Oort cloud structure – how many comets are we talking about?

19 Jun 2023

OSR blog post

Research from the very end of the 20th century says that it is very possible that the number of comets that could be seen in the night sky suddenly increased at the end of the Eocene, about 36 million years ago, and that it decreased slowly for the next two to three million years.

The late Eocene is known as the age of mass extinctions on Earth of medium intensity. Several craters from that period are also known. There are traces of impact objects in rocks on Earth, such as a layer of iridium and microtektites and a large amount of helium 3, which is abundant in comets.

Fortunately, Earth is now not in danger from the comet swarm. Using the star catalog created by the Hipparcos satellite, the paths of stars in the vicinity of the solar system were reconstructed. No star has passed very close to the Sun in the last million years.

The next close pass will occur in 1.4 million years when a small red dwarf star, Gliese 710, will pass right through the outer Oort cloud at about 70,000 AU from the Sun. However, due to its small mass, it is estimated that Gliese 710 will increase the number of comets in the inner solar system by about 25%, so there will not be much greater danger to Earth from a comet impact.

In addition to the influence of stellar transits, the Oort cloud is large enough and far enough from the Sun that the tidal forces caused by the disk of the Milky Way, and, to a lesser extent, the Galactic nucleus are very noticeable. These forces help nudge new long-period comets toward the planetary region.

Cloud characteristics

The big question about the Ort cloud is its very structure. In order to know something about the structure, it is necessary to know how stellar, galactic perturbations change the trajectories of comets in the cloud.

In order to see these influences, numerical simulations are performed. Comets at the very outer end quickly disappear from the cloud; either they are ejected into interstellar space, or they head towards the interior of the solar system, all due to perturbations, of course.
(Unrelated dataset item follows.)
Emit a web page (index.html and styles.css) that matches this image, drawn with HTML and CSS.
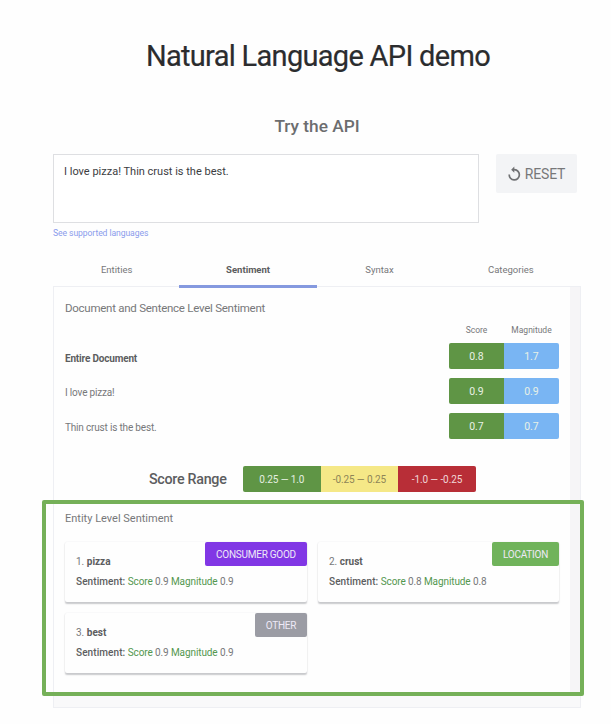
FILE: index.html
```html
<!DOCTYPE html>
<html lang="en">
<head>
<meta charset="utf-8">
<title>Natural Language API demo</title>
<link rel="stylesheet" href="styles.css">
</head>
<body>
<main class="page">
  <h1 class="title"><span>Natural Language API demo</span></h1>
  <h2 class="subtitle"><span>Try the API</span></h2>
  <div class="input-row">
    <div class="input"><span>I love pizza! Thin crust is the best.</span></div>
    <button class="reset">
      <svg width="13" height="16" viewBox="0 0 13 16" fill="none" stroke="#707173" stroke-width="1.7"><path d="M1.2 8.5a5.1 5.1 0 1 0 5.3-4.8H4.8"/><path d="M6.3.6 3.2 3.7l3.1 3.1z" fill="#707173" stroke="none"/></svg>
      <span>RESET</span>
    </button>
  </div>
  <a class="languages"><span>See supported languages</span></a>
  <nav class="tabs">
    <div class="tab"><span>Entities</span></div>
    <div class="tab active"><span>Sentiment</span></div>
    <div class="tab"><span>Syntax</span></div>
    <div class="tab"><span>Categories</span></div>
  </nav>
  <section class="panel">
    <div class="content">
      <h3 class="heading doc-heading"><span>Document and Sentence Level Sentiment</span></h3>
      <div class="columns"><span>Score</span><span>Magnitude</span></div>
      <div class="row total"><span class="label">Entire Document</span><span class="cell good">0.8</span><span class="cell magnitude">1.7</span></div>
      <div class="row"><span class="label">I love pizza!</span><span class="cell good">0.9</span><span class="cell magnitude">0.9</span></div>
      <div class="row"><span class="label">Thin crust is the best.</span><span class="cell good">0.7</span><span class="cell magnitude">0.7</span></div>
      <div class="range">
        <span class="range-label">Score Range</span>
        <span class="step good">0.25 — 1.0</span><span class="step neutral">-0.25 — 0.25</span><span class="step bad">-1.0 — -0.25</span>
      </div>
      <h3 class="heading entity-heading"><span>Entity Level Sentiment</span></h3>
      <div class="cards">
        <article class="card">
          <span class="badge consumer">CONSUMER GOOD</span>
          <p class="name">1. <b>pizza</b></p>
          <p class="sentiment"><b>Sentiment:</b> <i>Score</i> 0.9 <i>Magnitude</i> 0.9</p>
        </article>
        <article class="card">
          <span class="badge location">LOCATION</span>
          <p class="name">2. <b>crust</b></p>
          <p class="sentiment"><b>Sentiment:</b> <i>Score</i> 0.8 <i>Magnitude</i> 0.8</p>
        </article>
        <article class="card">
          <span class="badge other">OTHER</span>
          <p class="name">3. <b>best</b></p>
          <p class="sentiment"><b>Sentiment:</b> <i>Score</i> 0.9 <i>Magnitude</i> 0.9</p>
        </article>
      </div>
    </div>
    <div class="highlight"></div>
  </section>
</main>
</body>
</html>
```
FILE: styles.css
```css
* { box-sizing: border-box; }
body { margin: 0; background: #fefefe; color: #77787a; font-family: Roboto, "Liberation Sans", sans-serif; }
h1, h2, h3, p { margin: 0; font-weight: 400; }
.page { width: 611px; height: 724px; padding: 36px 30px 0 53px; overflow: hidden; }
.title { height: 40px; margin: 0 -4px 0 -2px; text-align: center; font-size: 29px; line-height: 40px; color: #2b2c2e; white-space: nowrap; letter-spacing: -.7px; -webkit-text-stroke: .2px #2b2c2e; }
.subtitle { height: 24px; margin-top: 38px; text-align: center; font-size: 17.3px; line-height: 24px; font-weight: 500; color: #6c6d6f; }
.input-row { display: flex; gap: 17px; margin-top: 16px; align-items: flex-start; }
.input { width: 426px; height: 69px; border: 1px solid #dedfe2; padding: 8px 10px; font-size: 11px; line-height: 17px; color: #3c3d3f; background: #fff; }
.reset { width: 81px; height: 39px; padding: 0; display: flex; align-items: center; justify-content: center; gap: 4px; border: 0; border-radius: 2px; background: #f3f4f6; color: #77787a; font: 14px Roboto, sans-serif; letter-spacing: -.15px; }
.languages { display: block; height: 12px; margin-top: 4px; font-size: 8.6px; line-height: 12px; color: #8a9cec; letter-spacing: -.08px; }
.tabs { display: grid; grid-template-columns: repeat(4, 131.4px); height: 36px; margin: 13px 0 0 -2px; }
.tab { display: flex; justify-content: center; font-size: 9.5px; line-height: 35px; height: 36px; }
.active { margin: 0 -3.5px; font-weight: 700; color: #5c5d60; border-bottom: 3px solid #8599df; position: relative; z-index: 1; }
.panel { position: relative; height: 422px; width: 528px; margin-top: -2px; padding: 0 21px 0 11px; border: 1px solid #eeeff3; background: linear-gradient(#f9f9fa, #f9f9fa) bottom / 100% 12px no-repeat, linear-gradient(to right, transparent 516px, #f6f5f7 516px); }
.heading { font-size: 12px; line-height: 18px; }
.doc-heading { margin-top: 12px; height: 18px; font-size: 11.5px; letter-spacing: -.26px; }
.columns { display: flex; justify-content: flex-end; height: 12px; margin: 7px 0 7px; font-size: 8.5px; line-height: 12px; }
.columns span { width: 55px; text-align: center; }
.row { display: flex; height: 26px; margin-bottom: 9px; line-height: 27px; font-size: 10px; }
.label { flex: 1; padding-top: 1px; letter-spacing: -.18px; }
.total .label { padding-top: 2px; font-weight: 700; color: #5c5d60; }
.cell { width: 55px; text-align: center; color: #e8f1e6; font-size: 10.5px; border-radius: 2px 0 0 2px; }
.magnitude { border-radius: 0 2px 2px 0; }
.good { background: #5f9545; }
.magnitude { background: #79b5f3; }
.range { display: flex; height: 26px; margin: 27px 0 0 84px; line-height: 27px; }
.range-label { width: 94px; font-size: 14.3px; font-weight: 500; color: #5c5d60; letter-spacing: -.3px; }
.step { width: 77.6px; text-align: center; font-size: 10px; color: #e5efe0; letter-spacing: -.1px; }
.range .good { border-radius: 2px 0 0 2px; }
.neutral { background: #f5e887; color: #8e8557; }
.bad { background: #b82e37; color: #f0d6d8; border-radius: 0 2px 2px 0; }
.entity-heading { margin-top: 18px; height: 18px; font-size: 11px; }
.cards { display: grid; grid-template-columns: 242px 241px; gap: 11px; margin-top: 14px; }
.card { position: relative; height: 60px; padding: 11px 11px 0; border-radius: 2px; background: #fefefe; box-shadow: 0 1.5px 1.5px #c8c9cc, 0 0 2px #f0f0f2; font-size: 10px; line-height: 18px; }
.card b { font-weight: 500; color: #5c5d60; }
.card .name b { font-weight: 700; }
.sentiment { margin-top: 2px; white-space: nowrap; letter-spacing: -.1px; }
.sentiment b { letter-spacing: .08px; }
.sentiment i { font-style: normal; color: #53974e; }
.badge { position: absolute; top: 0; right: 0; height: 24px; line-height: 25px; text-align: center; font-size: 10px; color: #eee9f7; border-radius: 2px; letter-spacing: -.25px; }
.consumer { width: 102px; background: #8137e5; }
.location { width: 67px; background: #70b35b; }
.other { width: 52px; background: #9b9ca4; }
.highlight { position: absolute; left: -12px; top: 213px; width: 542px; height: 196px; border: 4px solid #75b058; border-radius: 2px; }
```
But deeper in the cloud there is most likely a much denser inner core of the Oort cloud, which contains comets that are more gravitationally bound to the Sun. They can only be affected by stronger influences and these objects gain energy so that their distance from the Sun increases.

Then they constantly fill the outer Oort cloud and prevent greater scattering of that part of the cloud, because a lot of comets are lost during stronger perturbations. Of course, the number of comets in the inner part of the cloud decreases over time, but it is still large. It is the most populated part of the cloud, with 50-80% of all comets in the cloud.

The Oort cloud is thought to contain a very large number of comets.

How big is that number?

The number of comets depends on the rate at which comets are ejected from the cloud into interstellar space. Based on the number of long-period comets that come into the planetary region and that we observe, astronomers estimate that there are two to five trillion comets in the cloud.

This information makes the comets of the Oort cloud the most numerous bodies in the solar system. Of all those comets, only one-fifth to one-half of them are located in the outer, active part of the cloud first described by Jan Oort.

Other comets, which we do not see, because they do not come to the planetary region due to the fact that they are closer to the planets and have more stable orbits, are located in the central part of the Oort cloud. It is estimated that the entire cloud has a mass of about 15-40 Earth masses.